Casper, an online mattress retailer, sends out a well-designed cart recovery email. The email is simple, reminding the customer of what they left behind and showcasing the benefits of their product. They also add a bit of humor to keep the tone light and friendly, asking “Did you forget something?”. This kind of personalized email helps reconnect with customers and encourages them to complete their purchase.
Exit-intent popups: These are messages that appear when a user is about to leave your website, offering incentives or assistance to encourage them to stay and complete their purchase.

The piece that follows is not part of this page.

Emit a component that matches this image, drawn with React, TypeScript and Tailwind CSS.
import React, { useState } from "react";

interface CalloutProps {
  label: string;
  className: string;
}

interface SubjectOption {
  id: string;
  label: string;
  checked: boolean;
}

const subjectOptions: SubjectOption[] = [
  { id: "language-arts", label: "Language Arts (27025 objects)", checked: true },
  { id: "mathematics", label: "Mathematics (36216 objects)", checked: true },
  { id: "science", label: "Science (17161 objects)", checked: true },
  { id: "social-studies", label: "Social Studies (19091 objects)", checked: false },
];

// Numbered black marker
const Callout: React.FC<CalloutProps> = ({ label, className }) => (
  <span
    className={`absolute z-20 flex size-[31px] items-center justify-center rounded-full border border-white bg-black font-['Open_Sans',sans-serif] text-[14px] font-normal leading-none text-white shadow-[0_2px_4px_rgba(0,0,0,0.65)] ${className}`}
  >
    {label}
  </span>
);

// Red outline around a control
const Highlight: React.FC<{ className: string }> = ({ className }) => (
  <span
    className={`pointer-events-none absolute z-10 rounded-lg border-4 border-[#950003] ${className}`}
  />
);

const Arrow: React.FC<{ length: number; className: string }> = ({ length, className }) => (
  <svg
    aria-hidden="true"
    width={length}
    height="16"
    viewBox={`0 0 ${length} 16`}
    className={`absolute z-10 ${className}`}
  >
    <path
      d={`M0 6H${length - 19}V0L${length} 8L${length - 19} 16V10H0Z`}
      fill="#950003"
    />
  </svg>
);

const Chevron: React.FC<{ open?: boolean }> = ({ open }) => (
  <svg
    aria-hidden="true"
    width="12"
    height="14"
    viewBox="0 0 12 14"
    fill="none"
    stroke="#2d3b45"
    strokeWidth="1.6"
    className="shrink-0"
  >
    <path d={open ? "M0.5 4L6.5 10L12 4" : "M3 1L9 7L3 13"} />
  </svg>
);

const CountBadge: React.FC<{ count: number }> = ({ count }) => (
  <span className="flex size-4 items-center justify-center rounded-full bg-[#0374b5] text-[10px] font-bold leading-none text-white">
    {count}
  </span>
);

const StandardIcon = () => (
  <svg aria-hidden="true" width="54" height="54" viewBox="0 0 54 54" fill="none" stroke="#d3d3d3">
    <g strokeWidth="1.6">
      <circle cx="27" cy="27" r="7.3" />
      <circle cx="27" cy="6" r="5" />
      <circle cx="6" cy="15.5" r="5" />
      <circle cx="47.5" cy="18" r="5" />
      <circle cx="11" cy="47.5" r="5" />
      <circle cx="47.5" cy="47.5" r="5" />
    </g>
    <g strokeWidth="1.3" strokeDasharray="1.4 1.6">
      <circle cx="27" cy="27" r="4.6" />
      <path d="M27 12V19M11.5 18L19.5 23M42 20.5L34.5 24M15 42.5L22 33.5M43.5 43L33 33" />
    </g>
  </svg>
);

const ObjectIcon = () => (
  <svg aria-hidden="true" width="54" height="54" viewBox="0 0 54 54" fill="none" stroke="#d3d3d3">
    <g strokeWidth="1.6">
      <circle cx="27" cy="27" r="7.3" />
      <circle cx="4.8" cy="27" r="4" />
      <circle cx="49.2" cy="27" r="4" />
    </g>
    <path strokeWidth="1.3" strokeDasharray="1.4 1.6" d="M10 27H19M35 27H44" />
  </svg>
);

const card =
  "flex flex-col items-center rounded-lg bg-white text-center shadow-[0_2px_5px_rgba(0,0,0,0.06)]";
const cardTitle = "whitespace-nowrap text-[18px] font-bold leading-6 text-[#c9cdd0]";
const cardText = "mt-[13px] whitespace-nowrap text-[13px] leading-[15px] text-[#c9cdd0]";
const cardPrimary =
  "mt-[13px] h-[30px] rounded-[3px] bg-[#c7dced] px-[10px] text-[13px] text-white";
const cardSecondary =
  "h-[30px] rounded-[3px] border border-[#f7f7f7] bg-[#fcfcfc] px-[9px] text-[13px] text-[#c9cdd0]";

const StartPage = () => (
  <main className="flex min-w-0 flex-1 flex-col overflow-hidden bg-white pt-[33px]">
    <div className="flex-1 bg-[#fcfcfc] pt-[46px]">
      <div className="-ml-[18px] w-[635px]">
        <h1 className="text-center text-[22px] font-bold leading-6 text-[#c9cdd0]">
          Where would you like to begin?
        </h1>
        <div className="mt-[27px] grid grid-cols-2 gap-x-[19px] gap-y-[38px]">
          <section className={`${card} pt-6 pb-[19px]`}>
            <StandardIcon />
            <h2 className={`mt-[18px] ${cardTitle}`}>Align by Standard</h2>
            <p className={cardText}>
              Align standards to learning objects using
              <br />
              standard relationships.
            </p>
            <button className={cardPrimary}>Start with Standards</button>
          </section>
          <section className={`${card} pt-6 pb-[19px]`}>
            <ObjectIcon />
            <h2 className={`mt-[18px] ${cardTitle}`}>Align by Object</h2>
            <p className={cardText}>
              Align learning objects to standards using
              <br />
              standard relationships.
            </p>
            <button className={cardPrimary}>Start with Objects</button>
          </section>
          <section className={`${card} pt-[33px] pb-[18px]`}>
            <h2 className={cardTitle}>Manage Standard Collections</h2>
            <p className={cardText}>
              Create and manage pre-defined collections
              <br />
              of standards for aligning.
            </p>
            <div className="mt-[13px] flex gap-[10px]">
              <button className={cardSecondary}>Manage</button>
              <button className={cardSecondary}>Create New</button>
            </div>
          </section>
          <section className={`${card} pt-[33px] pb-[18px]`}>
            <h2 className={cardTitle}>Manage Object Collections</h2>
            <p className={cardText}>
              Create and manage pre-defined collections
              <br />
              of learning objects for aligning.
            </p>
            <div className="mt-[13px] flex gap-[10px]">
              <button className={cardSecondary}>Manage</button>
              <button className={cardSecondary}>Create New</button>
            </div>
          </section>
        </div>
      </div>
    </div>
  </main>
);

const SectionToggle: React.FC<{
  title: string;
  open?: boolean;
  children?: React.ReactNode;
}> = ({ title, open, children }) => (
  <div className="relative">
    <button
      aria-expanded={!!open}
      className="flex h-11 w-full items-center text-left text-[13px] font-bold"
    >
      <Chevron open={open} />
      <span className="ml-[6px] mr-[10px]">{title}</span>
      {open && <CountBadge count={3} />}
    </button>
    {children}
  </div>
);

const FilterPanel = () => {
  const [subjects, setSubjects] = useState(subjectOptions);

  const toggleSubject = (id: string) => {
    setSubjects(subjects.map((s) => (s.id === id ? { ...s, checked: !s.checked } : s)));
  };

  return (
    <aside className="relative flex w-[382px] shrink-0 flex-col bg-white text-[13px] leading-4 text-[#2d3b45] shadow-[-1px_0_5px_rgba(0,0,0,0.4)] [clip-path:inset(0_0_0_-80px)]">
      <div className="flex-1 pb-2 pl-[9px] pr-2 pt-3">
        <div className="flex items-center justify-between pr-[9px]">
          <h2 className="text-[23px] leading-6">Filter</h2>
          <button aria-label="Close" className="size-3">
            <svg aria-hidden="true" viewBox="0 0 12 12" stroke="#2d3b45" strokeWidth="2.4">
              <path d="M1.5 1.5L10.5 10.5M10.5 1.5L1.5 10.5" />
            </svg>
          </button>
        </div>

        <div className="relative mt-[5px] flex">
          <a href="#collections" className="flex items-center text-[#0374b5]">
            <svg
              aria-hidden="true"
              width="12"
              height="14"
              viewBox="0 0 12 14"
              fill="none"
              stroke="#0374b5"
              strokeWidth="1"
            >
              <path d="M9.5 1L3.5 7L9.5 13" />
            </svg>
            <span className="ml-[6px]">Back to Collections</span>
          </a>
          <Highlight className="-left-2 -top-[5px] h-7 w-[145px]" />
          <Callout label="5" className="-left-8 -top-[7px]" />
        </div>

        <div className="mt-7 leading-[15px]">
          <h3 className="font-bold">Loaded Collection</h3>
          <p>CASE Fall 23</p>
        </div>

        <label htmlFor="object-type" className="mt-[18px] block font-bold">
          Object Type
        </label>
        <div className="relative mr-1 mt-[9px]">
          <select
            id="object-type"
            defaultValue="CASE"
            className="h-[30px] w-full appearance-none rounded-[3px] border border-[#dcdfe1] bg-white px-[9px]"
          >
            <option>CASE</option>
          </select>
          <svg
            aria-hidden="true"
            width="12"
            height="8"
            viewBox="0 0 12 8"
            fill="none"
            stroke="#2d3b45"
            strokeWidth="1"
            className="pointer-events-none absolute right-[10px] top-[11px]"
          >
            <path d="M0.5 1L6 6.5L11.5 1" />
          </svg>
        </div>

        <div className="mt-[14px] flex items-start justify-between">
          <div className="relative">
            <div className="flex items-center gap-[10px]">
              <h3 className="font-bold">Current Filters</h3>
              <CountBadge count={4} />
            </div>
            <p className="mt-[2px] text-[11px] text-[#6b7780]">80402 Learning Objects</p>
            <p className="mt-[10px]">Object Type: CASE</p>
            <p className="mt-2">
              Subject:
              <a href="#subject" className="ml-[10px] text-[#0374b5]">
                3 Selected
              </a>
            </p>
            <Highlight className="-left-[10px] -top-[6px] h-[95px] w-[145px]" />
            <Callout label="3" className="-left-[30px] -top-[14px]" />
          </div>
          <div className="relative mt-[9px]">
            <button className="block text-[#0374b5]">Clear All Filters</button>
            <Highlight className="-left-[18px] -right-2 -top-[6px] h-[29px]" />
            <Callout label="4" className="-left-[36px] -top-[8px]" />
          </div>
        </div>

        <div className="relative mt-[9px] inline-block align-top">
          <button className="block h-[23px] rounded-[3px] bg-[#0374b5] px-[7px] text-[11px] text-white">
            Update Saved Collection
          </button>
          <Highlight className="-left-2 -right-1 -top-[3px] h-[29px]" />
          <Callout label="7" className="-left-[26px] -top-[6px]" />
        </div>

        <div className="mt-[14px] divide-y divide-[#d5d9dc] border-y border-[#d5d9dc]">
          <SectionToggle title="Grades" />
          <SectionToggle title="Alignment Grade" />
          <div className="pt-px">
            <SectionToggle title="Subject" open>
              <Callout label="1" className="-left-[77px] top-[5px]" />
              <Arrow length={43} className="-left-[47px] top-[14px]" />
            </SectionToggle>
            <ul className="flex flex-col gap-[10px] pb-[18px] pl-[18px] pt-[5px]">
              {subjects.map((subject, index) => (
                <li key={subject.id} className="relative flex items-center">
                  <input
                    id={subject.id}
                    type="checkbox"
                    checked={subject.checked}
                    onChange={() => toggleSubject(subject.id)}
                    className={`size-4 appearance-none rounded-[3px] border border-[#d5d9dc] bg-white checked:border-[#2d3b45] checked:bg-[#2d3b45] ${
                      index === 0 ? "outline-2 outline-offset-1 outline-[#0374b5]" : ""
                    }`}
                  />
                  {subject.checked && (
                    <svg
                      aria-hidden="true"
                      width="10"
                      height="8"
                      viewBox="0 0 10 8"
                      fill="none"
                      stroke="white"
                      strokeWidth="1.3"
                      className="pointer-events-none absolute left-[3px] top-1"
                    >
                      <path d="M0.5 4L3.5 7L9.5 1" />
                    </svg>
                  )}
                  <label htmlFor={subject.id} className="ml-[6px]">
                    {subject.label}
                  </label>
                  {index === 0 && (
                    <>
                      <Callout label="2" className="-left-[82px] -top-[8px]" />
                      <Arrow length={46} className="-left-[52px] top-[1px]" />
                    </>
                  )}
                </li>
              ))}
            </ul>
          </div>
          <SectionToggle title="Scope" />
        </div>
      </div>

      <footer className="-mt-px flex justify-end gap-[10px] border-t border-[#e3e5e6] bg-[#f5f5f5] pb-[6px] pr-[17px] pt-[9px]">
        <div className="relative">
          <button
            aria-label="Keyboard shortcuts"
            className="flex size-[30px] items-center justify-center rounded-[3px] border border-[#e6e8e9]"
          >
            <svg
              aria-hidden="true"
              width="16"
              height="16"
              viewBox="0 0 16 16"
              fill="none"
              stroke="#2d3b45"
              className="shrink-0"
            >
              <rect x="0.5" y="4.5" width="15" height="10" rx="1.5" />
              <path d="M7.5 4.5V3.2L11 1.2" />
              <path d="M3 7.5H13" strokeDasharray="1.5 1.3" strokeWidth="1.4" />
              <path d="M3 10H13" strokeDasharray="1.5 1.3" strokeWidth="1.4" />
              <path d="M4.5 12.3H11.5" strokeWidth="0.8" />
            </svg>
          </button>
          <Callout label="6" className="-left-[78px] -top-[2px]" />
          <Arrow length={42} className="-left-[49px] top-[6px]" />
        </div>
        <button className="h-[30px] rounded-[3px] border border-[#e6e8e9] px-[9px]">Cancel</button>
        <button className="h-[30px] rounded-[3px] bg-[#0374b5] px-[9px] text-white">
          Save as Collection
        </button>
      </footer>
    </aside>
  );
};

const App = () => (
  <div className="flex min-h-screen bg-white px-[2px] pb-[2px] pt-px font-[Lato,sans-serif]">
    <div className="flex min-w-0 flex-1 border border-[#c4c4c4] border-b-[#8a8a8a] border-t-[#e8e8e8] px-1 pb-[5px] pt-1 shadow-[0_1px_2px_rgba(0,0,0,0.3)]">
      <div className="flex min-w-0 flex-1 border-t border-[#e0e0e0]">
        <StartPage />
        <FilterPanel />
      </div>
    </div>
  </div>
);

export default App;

Live chat support: Offering real-time assistance through live chat can address any questions or concerns that may be causing the customer to abandon their cart. Having questions answered by a live person during an online purchase is one of the most important features a website can offer.
Implementing these strategies can help re-engage customers, address their concerns, and guide them towards completing their purchase, thereby helping you reclaim lost revenue.
Reclaiming Lost Revenue Leads to a Better Bottom Line
Cart abandonment is a persistent and common problem in eCommerce, leading to significant revenue loss. However, with a detailed understanding of its causes and a strategic approach to address them, online businesses can successfully reduce abandonment rates, reclaim lost revenue, and enhance their customer’s shopping experience.
While this article outlines several effective strategies, it’s essential to remember that every eCommerce business is unique. Therefore, make sure to combine data analysis, customer feedback, and constant testing to tailor these strategies to your specific needs and audience.
Remember, the goal is not just to recover lost sales but to create an efficient, customer-friendly shopping process that builds trust and loyalty. The focus should always be on the customer’s journey and eCommerce experience, leading not only to immediate sales recovery but also to long-term business growth through repeat customers.